If the entire portfolio of sorority houses amounts to fewer than $20 million, then an easier Tier 1 offering could make sense. However, that would only allow the fund to buy 10 properties, with an average cost below $2 million. The upside is that Tier 1 offerings do not place limitations on the amount an unaccredited investor may invest, unlike Tier 2 offerings.
The Tier 2 option allows greater flexibility as to the number and the cost of houses, covering deals between $20 million and $75 million. With 30 chapters and an average cost of $2 million for each property, the budget fits squarely in the Tier 2 category, with at least $60 million needed.
Neither securities sold pursuant to Tier 1 nor Tier 2 are restricted securities but there are certain limitations to how resales take place, each potentially enjoying a secondary market, if feasible – such as listing on an Over The Counter Market.
Tier 2 offerings enjoy certain benefits that Tier 1 does not:
- State pre-emption allows issuers to forego state review of the offering.
- Tier 2 offerings allow for the raising of $75 million for every 12 months as opposed to $20 million.
Other features of Tier 2 create certain hurdles:
- Rather than merely reviewed financial reports, issuers must pay accounting firms. for more extensive “audit” level scrutiny and legal attestation as to their accuracy.
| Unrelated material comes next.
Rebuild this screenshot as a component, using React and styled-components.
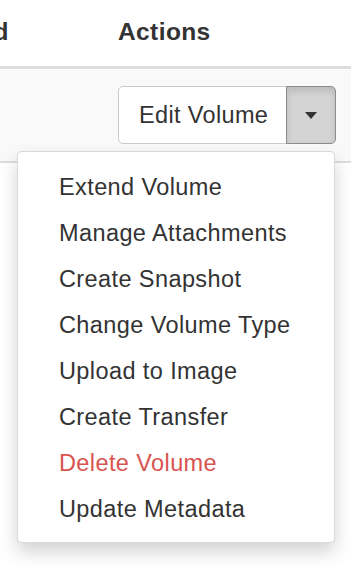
import React from 'react'
import styled, { createGlobalStyle } from 'styled-components'

const GlobalStyle = createGlobalStyle`
  html, body {
    margin: 0;
    padding: 0;
    background: #fff;
  }
  body {
    font-family: "Liberation Sans", Arial, sans-serif;
    color: #333;
    overflow: hidden;
  }
`

const Page = styled.div`
  position: relative;
  width: 356px;
  height: 568px;
`

const Table = styled.div`
  width: 351px;
  overflow: hidden;
`

const Row = styled.div`
  display: grid;
  grid-template-columns: 106px 1fr;
  background: ${props => (props.$striped ? '#f9f9f9' : '#fff')};
  border-bottom: ${props => (props.$head ? '3px' : '2px')} solid #ddd;
`

const HeadCell = styled.div`
  padding: 18px 12px 20px;
  font-size: 24.5px;
  line-height: 28px;
  font-weight: 700;
  letter-spacing: 0.4px;
  white-space: nowrap;
`

const ClippedHeadCell = styled(HeadCell)`
  display: flex;
  justify-content: flex-end;
  overflow: hidden;
  padding-left: 0;
  padding-right: 97px;
`

const Cell = styled.div`
  padding: 17px 12px 17px;
`

const ActionsCell = styled(Cell)`
  position: relative;
`

const ButtonGroup = styled.div`
  display: inline-flex;
  margin-left: -0.5px;
`

const Button = styled.button`
  box-sizing: border-box;
  width: 169px;
  height: 58px;
  font-family: inherit;
  font-size: 23.5px;
  line-height: 32px;
  letter-spacing: 0.35px;
  text-align: left;
  white-space: nowrap;
  color: #333;
  background: #fff;
  border: 1px solid #ccc;
  border-radius: 5px 0 0 5px;
  padding: 12px 0 12px 20.5px;
  margin: 0;
  cursor: pointer;
`

const CaretButton = styled(Button)`
  width: 50px;
  padding: 0;
  display: flex;
  align-items: center;
  justify-content: center;
  background: #d4d4d4;
  border-color: #8c8c8c;
  border-radius: 0 5px 5px 0;
  margin-left: -1px;
  box-shadow: inset 0 4px 7px rgba(0, 0, 0, 0.125);
`

const Caret = styled.span`
  width: 0;
  height: 0;
  border-top: 7px solid #333;
  border-left: 6.5px solid transparent;
  border-right: 6.5px solid transparent;
  margin-top: 1px;
`

const Menu = styled.ul`
  position: absolute;
  top: 151px;
  left: 17px;
  width: 318px;
  box-sizing: border-box;
  margin: 0;
  padding: 12px 0 10px;
  list-style: none;
  background: #fff;
  border: 1px solid rgba(0, 0, 0, 0.15);
  border-radius: 5px;
  box-shadow: 0 9px 18px rgba(0, 0, 0, 0.175);
  z-index: 10;
`

const MenuItem = styled.li`
  padding: 7px 20px 7px 41px;
  font-size: 23.5px;
  line-height: 32px;
  letter-spacing: 0.4px;
  white-space: nowrap;
  color: ${props => (props.$danger ? '#d9534f' : '#333')};
  cursor: pointer;
`

const items = [
  { label: 'Extend Volume' },
  { label: 'Manage Attachments' },
  { label: 'Create Snapshot' },
  { label: 'Change Volume Type' },
  { label: 'Upload to Image' },
  { label: 'Create Transfer' },
  { label: 'Delete Volume', danger: true },
  { label: 'Update Metadata' },
]

const App = () => {
  return (
    <Page>
      <GlobalStyle />
      <Table>
        <Row $head>
          <ClippedHeadCell>Encrypted</ClippedHeadCell>
          <HeadCell>Actions</HeadCell>
        </Row>
        <Row $striped>
          <Cell />
          <ActionsCell>
            <ButtonGroup>
              <Button>Edit Volume</Button>
              <CaretButton aria-label="More actions">
                <Caret />
              </CaretButton>
            </ButtonGroup>
          </ActionsCell>
        </Row>
      </Table>
      <Menu>
        {items.map(item => (
          <MenuItem key={item.label} $danger={item.danger}>
            {item.label}
          </MenuItem>
        ))}
      </Menu>
    </Page>
  )
}

export default App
- Unaccredited investors may only invest up to 10% of their gross income or net worth.
|Tier 1||Tier 2|
|Maximum Deal Size (for every 12 month period)||$20 million||$75 million|
|Number of Investors||Unlimited||Unlimited|
|Unaccredited Limit||None||10% of Income or Net Worth|
|General Solicitation (Advertisements)?||Yes||Yes|
|Testing the Waters?||Yes||Yes|
|State Pre-emption?||No, subject to state review with different requirements dependent on whether the state is a merit or disclosure jurisdiction.||Yes, only notice filing needed.|
|Ongoing Financial Reporting post launch?||No, file exit report after completion of offering.||Annual, semi-annual, and current reports unless exit report is filed pursuant to Rule 257(d)(2).|
|Audited Financials?||Audited financials might be required – depends on state regulator.||Audited|
- See Rule 255 of the Securities Act of 1933.